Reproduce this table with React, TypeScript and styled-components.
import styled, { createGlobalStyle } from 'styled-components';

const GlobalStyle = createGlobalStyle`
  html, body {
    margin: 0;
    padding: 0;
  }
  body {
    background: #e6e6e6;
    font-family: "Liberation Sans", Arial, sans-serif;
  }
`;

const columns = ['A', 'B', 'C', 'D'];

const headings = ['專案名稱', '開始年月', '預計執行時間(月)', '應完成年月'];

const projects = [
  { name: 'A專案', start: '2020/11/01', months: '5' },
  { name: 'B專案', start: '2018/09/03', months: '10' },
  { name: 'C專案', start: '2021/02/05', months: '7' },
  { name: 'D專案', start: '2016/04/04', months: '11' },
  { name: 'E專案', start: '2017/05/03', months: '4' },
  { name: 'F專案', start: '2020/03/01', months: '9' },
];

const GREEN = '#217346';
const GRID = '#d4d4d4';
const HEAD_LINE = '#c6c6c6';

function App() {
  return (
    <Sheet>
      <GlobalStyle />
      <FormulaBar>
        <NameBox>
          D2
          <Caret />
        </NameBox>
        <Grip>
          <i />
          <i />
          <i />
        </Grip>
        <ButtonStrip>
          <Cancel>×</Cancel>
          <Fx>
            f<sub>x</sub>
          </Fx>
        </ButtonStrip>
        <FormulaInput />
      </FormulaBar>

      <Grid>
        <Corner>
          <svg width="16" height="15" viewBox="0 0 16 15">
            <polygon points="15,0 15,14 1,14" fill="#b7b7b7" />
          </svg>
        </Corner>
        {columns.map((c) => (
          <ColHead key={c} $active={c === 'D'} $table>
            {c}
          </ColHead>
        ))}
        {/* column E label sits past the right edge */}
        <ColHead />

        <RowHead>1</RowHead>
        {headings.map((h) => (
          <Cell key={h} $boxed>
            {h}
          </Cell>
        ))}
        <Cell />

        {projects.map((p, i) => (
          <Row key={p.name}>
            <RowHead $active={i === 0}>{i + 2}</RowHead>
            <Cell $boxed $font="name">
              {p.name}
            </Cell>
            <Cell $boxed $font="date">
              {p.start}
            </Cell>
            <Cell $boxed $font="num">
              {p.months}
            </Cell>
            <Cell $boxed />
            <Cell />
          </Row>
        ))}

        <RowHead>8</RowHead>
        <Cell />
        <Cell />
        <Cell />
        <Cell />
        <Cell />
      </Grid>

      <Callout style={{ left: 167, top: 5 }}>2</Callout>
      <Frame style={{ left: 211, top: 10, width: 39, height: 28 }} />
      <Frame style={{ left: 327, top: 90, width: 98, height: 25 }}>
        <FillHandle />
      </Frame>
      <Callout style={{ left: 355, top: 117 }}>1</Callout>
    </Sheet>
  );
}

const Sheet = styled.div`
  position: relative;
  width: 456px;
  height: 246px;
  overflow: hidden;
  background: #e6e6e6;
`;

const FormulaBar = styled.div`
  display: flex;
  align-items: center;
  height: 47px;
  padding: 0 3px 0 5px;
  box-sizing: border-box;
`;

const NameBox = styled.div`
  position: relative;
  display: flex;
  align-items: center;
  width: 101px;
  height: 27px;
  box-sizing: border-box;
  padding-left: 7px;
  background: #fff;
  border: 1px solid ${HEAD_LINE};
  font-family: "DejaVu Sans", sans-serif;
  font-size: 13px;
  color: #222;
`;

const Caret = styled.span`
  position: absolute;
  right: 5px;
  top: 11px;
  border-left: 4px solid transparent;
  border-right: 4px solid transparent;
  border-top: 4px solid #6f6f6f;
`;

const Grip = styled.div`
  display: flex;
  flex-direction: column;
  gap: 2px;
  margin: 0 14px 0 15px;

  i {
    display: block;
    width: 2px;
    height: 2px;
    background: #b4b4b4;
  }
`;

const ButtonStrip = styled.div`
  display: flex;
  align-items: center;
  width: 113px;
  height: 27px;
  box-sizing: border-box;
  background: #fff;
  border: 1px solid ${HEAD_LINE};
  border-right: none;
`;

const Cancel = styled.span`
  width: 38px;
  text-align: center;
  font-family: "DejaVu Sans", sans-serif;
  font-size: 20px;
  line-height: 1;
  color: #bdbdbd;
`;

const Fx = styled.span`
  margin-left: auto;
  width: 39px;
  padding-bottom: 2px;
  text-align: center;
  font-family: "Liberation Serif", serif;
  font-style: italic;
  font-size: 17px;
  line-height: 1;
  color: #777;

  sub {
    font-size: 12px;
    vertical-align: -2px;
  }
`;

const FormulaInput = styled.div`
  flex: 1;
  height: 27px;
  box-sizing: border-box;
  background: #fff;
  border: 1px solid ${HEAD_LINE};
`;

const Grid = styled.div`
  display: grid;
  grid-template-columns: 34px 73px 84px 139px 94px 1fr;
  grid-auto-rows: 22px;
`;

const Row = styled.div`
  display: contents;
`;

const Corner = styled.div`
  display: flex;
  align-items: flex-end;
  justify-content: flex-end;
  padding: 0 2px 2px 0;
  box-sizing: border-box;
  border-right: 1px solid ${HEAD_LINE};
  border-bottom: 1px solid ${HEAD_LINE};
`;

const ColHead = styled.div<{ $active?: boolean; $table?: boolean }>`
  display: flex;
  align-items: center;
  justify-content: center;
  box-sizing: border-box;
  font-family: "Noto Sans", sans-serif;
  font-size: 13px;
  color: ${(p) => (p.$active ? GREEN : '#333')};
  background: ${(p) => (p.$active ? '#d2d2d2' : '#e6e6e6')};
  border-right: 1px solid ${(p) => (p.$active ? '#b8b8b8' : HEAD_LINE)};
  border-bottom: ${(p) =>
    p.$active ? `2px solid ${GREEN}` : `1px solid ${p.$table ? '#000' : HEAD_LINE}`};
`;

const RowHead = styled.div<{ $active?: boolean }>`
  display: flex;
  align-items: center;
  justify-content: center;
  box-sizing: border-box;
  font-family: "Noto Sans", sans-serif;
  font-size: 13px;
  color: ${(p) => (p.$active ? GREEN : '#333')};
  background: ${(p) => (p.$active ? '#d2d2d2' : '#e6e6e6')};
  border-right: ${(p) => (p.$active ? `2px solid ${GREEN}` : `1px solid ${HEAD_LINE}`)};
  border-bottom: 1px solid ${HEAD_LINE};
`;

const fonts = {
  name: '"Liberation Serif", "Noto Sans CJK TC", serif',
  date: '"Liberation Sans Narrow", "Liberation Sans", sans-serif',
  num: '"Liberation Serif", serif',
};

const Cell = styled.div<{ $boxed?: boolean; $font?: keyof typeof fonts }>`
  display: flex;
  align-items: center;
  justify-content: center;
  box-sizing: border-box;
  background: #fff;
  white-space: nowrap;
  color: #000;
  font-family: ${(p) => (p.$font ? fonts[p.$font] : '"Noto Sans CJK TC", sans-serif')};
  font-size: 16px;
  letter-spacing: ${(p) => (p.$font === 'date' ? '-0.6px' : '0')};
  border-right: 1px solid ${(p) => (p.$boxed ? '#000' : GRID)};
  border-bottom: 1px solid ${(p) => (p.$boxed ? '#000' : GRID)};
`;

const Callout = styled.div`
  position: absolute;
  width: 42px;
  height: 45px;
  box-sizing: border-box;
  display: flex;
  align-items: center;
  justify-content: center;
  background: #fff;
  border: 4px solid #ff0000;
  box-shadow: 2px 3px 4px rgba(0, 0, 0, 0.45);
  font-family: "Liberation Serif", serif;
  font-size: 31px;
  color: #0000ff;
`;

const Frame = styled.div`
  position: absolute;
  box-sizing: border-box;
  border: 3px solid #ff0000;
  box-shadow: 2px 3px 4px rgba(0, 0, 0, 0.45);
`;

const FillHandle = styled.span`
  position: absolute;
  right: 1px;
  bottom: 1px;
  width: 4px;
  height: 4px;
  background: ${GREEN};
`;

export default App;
---
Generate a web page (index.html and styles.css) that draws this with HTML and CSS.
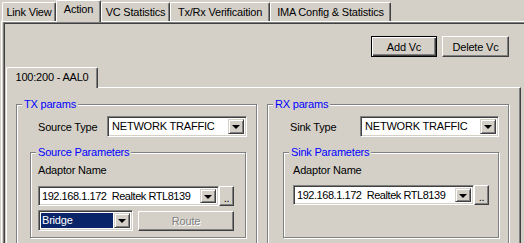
---
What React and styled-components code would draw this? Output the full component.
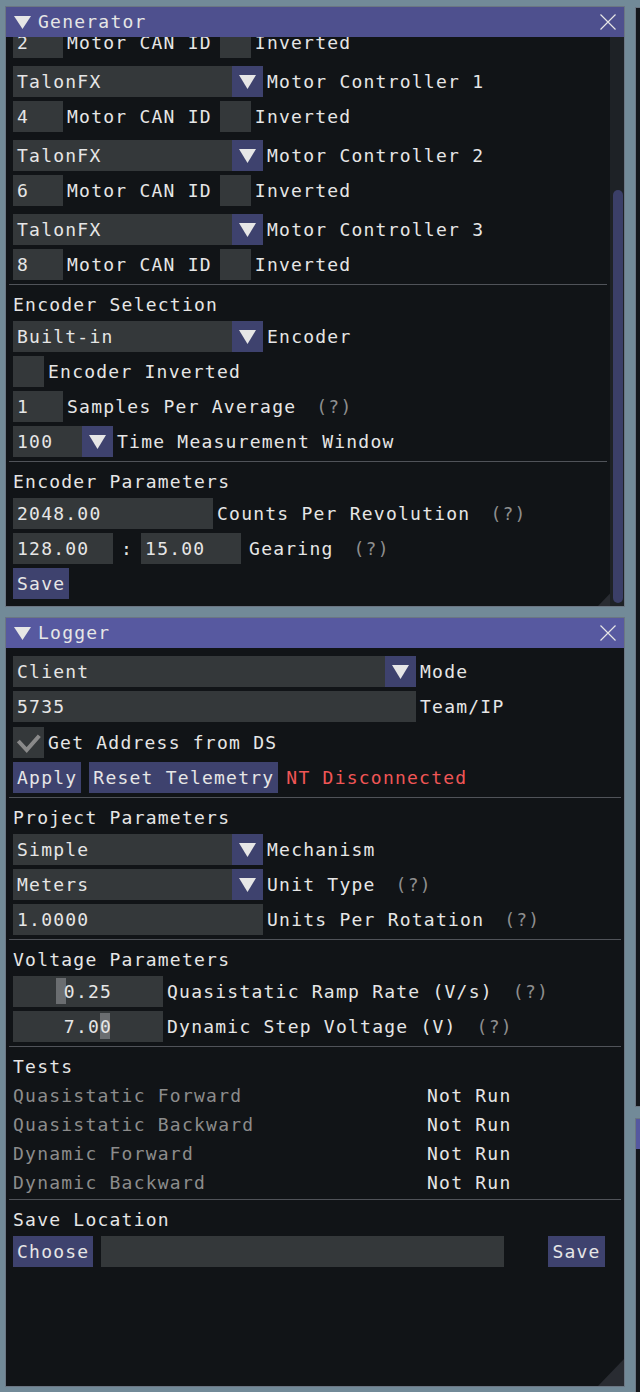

STATED PROBLEM
Only the lines from the one containing "Reproduce this table" through the one containing "<ColHead />" are to be retyped, both boundary lines included, with no other material.

SOLUTION FOR THIS PROBLEM
Reproduce this table with React, TypeScript and styled-components.
import styled, { createGlobalStyle } from 'styled-components';

const GlobalStyle = createGlobalStyle`
  html, body {
    margin: 0;
    padding: 0;
  }
  body {
    background: #e6e6e6;
    font-family: "Liberation Sans", Arial, sans-serif;
  }
`;

const columns = ['A', 'B', 'C', 'D'];

const headings = ['專案名稱', '開始年月', '預計執行時間(月)', '應完成年月'];

const projects = [
  { name: 'A專案', start: '2020/11/01', months: '5' },
  { name: 'B專案', start: '2018/09/03', months: '10' },
  { name: 'C專案', start: '2021/02/05', months: '7' },
  { name: 'D專案', start: '2016/04/04', months: '11' },
  { name: 'E專案', start: '2017/05/03', months: '4' },
  { name: 'F專案', start: '2020/03/01', months: '9' },
];

const GREEN = '#217346';
const GRID = '#d4d4d4';
const HEAD_LINE = '#c6c6c6';

function App() {
  return (
    <Sheet>
      <GlobalStyle />
      <FormulaBar>
        <NameBox>
          D2
          <Caret />
        </NameBox>
        <Grip>
          <i />
          <i />
          <i />
        </Grip>
        <ButtonStrip>
          <Cancel>×</Cancel>
          <Fx>
            f<sub>x</sub>
          </Fx>
        </ButtonStrip>
        <FormulaInput />
      </FormulaBar>

      <Grid>
        <Corner>
          <svg width="16" height="15" viewBox="0 0 16 15">
            <polygon points="15,0 15,14 1,14" fill="#b7b7b7" />
          </svg>
        </Corner>
        {columns.map((c) => (
          <ColHead key={c} $active={c === 'D'} $table>
            {c}
          </ColHead>
        ))}
        {/* column E label sits past the right edge */}
        <ColHead />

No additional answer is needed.